What a silly oversight. Please send this patch for the SUM function to your bros at Microsoft.
if (identity.FullName == “Erik Darling”) return null;
Billy — that’d hurt more if you returned 0.
Same kind of query on my local box resulted in Constant Scan (SQL Server 2012 and table has some 500 rows).
Oh, column in my case is not nullable.
I don’t know why, but it looks like SUM, AVG, etc. are all converted into something like:
CASE WHEN COUNT_BIG(Col) = 0 THEN NULL ELSE SUM(Col) END
MIN and MAX work as expected. COUNT/COUNT_BIG do *not* work (seems weird). I’m guessing that that rewrite above of SUM can’t be pushed down because COUNT_BIG can’t be optimized away.
Of course, Paul White wrote something about this: http://sqlblog.com/blogs/paul_white/archive/2011/02/27/bug-slow-sums-and-averages.aspx
Microsoft’s documentation for the SUM operator states:
“Null values are ignored.”
Using the http://data.stackexchange.com/ tool to run your query, I first checked that there was a stats object on the dbo.Votes.UserID field:
FROM sys.stats AS s
INNER JOIN sys.stats_columns AS sc
ON s.object_id = sc.object_id
AND s.stats_id = sc.stats_id
INNER JOIN sys.syscolumns AS sc2
ON s.object_id = sc2.id
AND sc.column_id = sc2.colid
WHERE s.object_id = object_id(‘dbo.Votes’)
Is there a stats object on that column in your copy? If there isn’t one, then obviously different work would need to be done by the optimizer.
Now for running your query, to test the opposite case – if you flip the IS NULL/IS NOT NULL checks, and CAST the UserID as a BIGINT to prevent arithmetic overflow, like so:
SELECT v.PostId, SUM(cast(v.UserId as bigint)) AS whatever
FROM dbo.Votes AS v
WHERE v.UserId IS not NULL
GROUP BY v.PostId
HAVING SUM(cast(v.UserId as bigint)) IS NULL;
You get basically the same plan, where the FILTER operator applies the HAVING after you get the WHERE data, because it’s still possible for a SUM to provide a NULL value. However, in the revised statement the COMPUTE SCALAR operator for the BIGINT cast comes before the HASH MATCH operator, and there isn’t a second COMPUTE SCALAR operator, signifying the resulting in a more efficient plan. That COMPUTE SCALAR operator from your query is
[Expr1001] = Scalar Operator(CASE WHEN [Expr1006]=(0) THEN NULL ELSE [Expr1007] END)

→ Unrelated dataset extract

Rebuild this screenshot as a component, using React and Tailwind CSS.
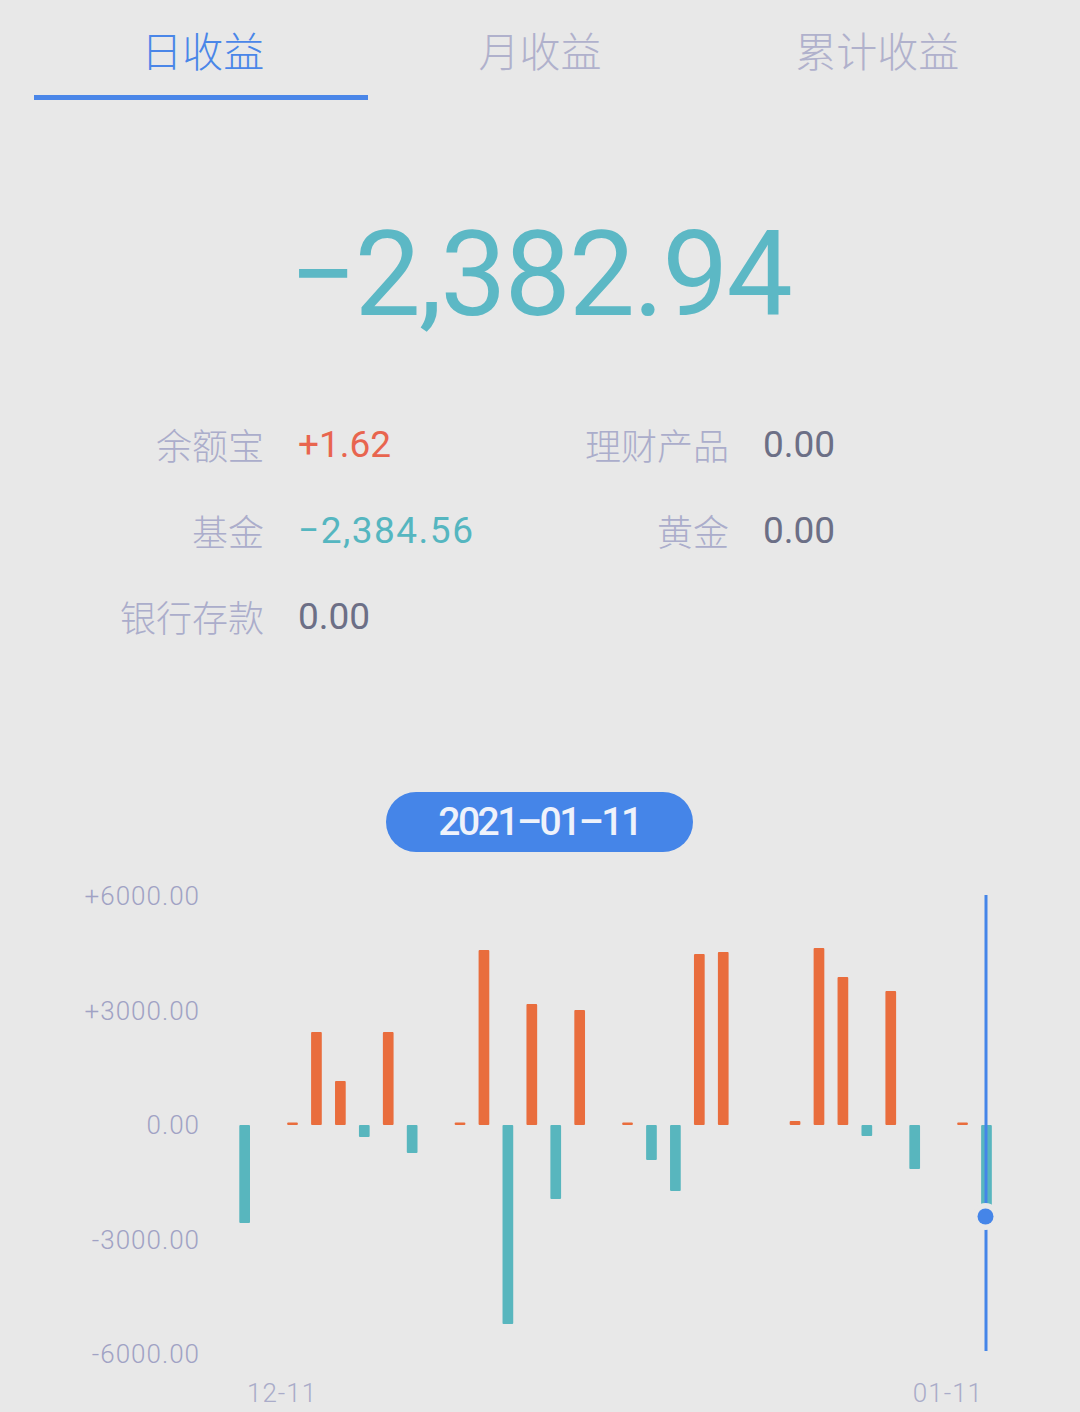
import React from "react";

const CJK = "font-['Noto_Sans_CJK_SC',sans-serif]";
const NUM = "font-['Roboto',sans-serif]";

const OFFX = 200;
const OFFY = 874;
const ZERO = 1126 - OFFY; // svg y of zero line

// value in px: + is up (orange), - is down (teal), null = no bar
const bars = [
  -98, null, 2.5, 93, 44, -12, 93, -28, null, 2.5, 175, -199, 121, -74, 115,
  null, 2.5, -35, -66, 171, 173, null, null, 4, 177, 148, -11, 134, -44, null,
  2.5, -92,
];

function Chart() {
  return (
    <svg width="880" height="505" className="block overflow-visible">
      {bars.map((v, i) => {
        if (v === null) return null;
        const x = 239.3 + 23.93 * i - OFFX;
        const w = 10.7;
        if (v > 0) {
          return (
            <rect
              key={i}
              x={x}
              y={ZERO - v}
              width={w}
              height={v}
              rx="1"
              fill="#e96d3d"
            />
          );
        }
        return (
          <rect
            key={i}
            x={x}
            y={ZERO}
            width={w}
            height={-v}
            rx="1"
            fill="#58b6be"
          />
        );
      })}
      <rect
        x={984.5 - OFFX}
        y={896 - OFFY}
        width="3"
        height={1352 - 896}
        fill="#4585e8"
      />
      <circle cx={985.5 - OFFX} cy={1217.5 - OFFY} r="13.5" fill="#e8e8e8" />
      <circle cx={985.5 - OFFX} cy={1217.5 - OFFY} r="8" fill="#4585e8" />
    </svg>
  );
}

function Stat({ label, value, color, extra = "" }) {
  return (
    <>
      <div className={`${CJK} font-light text-[36px] leading-none text-right text-[#abadcb]`}>
        {label}
      </div>
      <div className={`${NUM} text-[37px] leading-none ${color} ${extra}`}>{value}</div>
    </>
  );
}

export default function App() {
  return (
    <div className="w-[1080px] h-[1412px] bg-[#e8e8e8] overflow-hidden">
      {/* Tabs */}
      <div className="grid grid-cols-3 px-[34px]">
        <div className="flex flex-col">
          <div className={`h-[95px] flex items-center justify-center pt-[4px] ${CJK} font-light text-[41px] leading-none text-[#4a86e8]`}>
            日收益
          </div>
          <div className="h-[5px] w-[334px] bg-[#4a86e8]" />
        </div>
        <div className="flex flex-col">
          <div className={`h-[95px] flex items-center justify-center pt-[4px] ${CJK} font-light text-[41px] leading-none text-[#b0b1cc]`}>
            月收益
          </div>
        </div>
        <div className="flex flex-col">
          <div className={`h-[95px] flex items-center justify-center pt-[4px] ${CJK} font-light text-[41px] leading-none text-[#b0b1cc]`}>
            累计收益
          </div>
        </div>
      </div>

      {/* Big number */}
      <div className={`mt-[116px] h-[118px] text-center ${NUM} text-[118px] leading-none tracking-[-2px] text-[#5cb8c5]`}>
        −2,382.94
      </div>

      {/* Stats */}
      <div className="mt-[67px] grid grid-cols-[264px_200px_197px_1fr] gap-x-[34px] auto-rows-[86px] items-center">
        <Stat label="余额宝" value="+1.62" color="text-[#e8654f]" />
        <Stat label="理财产品" value="0.00" color="text-[#6c6f86]" />
        <Stat label="基金" value="−2,384.56" color="text-[#55b6c0]" extra="tracking-[1.5px]" />
        <Stat label="黄金" value="0.00" color="text-[#6c6f86]" />
        <Stat label="银行存款" value="0.00" color="text-[#6c6f86]" />
      </div>

      {/* Date pill */}
      <div className="mt-[133px] flex justify-center">
        <div className="w-[307px] h-[60px] ml-[-1px] rounded-full bg-[#4585e8] flex items-center justify-center">
          <span className={`${NUM} font-medium text-[39px] leading-none tracking-[-2.5px] text-[#eef2fb]`}>
            2021–01–11
          </span>
        </div>
      </div>

      {/* Chart */}
      <div className="mt-[21px] flex">
        <div className={`w-[200px] h-[504px] flex flex-col justify-between items-end ${NUM} font-light text-[26px] leading-[46px] tracking-[1px] text-[#a0a2c4]`}>
          <div>+6000.00</div>
          <div>+3000.00</div>
          <div>0.00</div>
          <div>-3000.00</div>
          <div>-6000.00</div>
        </div>
        <Chart />
      </div>
      <div className={`mt-[3px] flex justify-between pl-[247px] pr-[97px] ${NUM} font-light text-[26px] leading-[24px] tracking-[1px] text-[#aaacc9]`}>
        <div>12-11</div>
        <div>01-11</div>
      </div>
    </div>
  );
}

This doesn’t exist in the plan for the flipped query.
In both cases in the execution plan the expected row count is 1 and the actual is 0. However, in the STATISTICS IO results there is no actual worktable work being done:
(0 row(s) returned)
Table ‘Votes’. Scan count 7, logical reads 650511, physical reads 0, read-ahead reads 0, lob logical reads 0, lob physical reads 0, lob read-ahead reads 0.
Table ‘Worktable’. Scan count 0, logical reads 0, physical reads 0, read-ahead reads 0, lob logical reads 0, lob physical reads 0, lob read-ahead reads 0.
Table ‘Workfile’. Scan count 0, logical reads 0, physical reads 0, read-ahead reads 0, lob logical reads 0, lob physical reads 0, lob read-ahead reads 0.
I’m not sure if this part is due to the nature of the site vs clearing cache and running it clean.
It looks like HAVING SUM bails in the case for IS NULL vs the case for IS NOT NULL, but it still needs to do the work to get the data before applying the filter.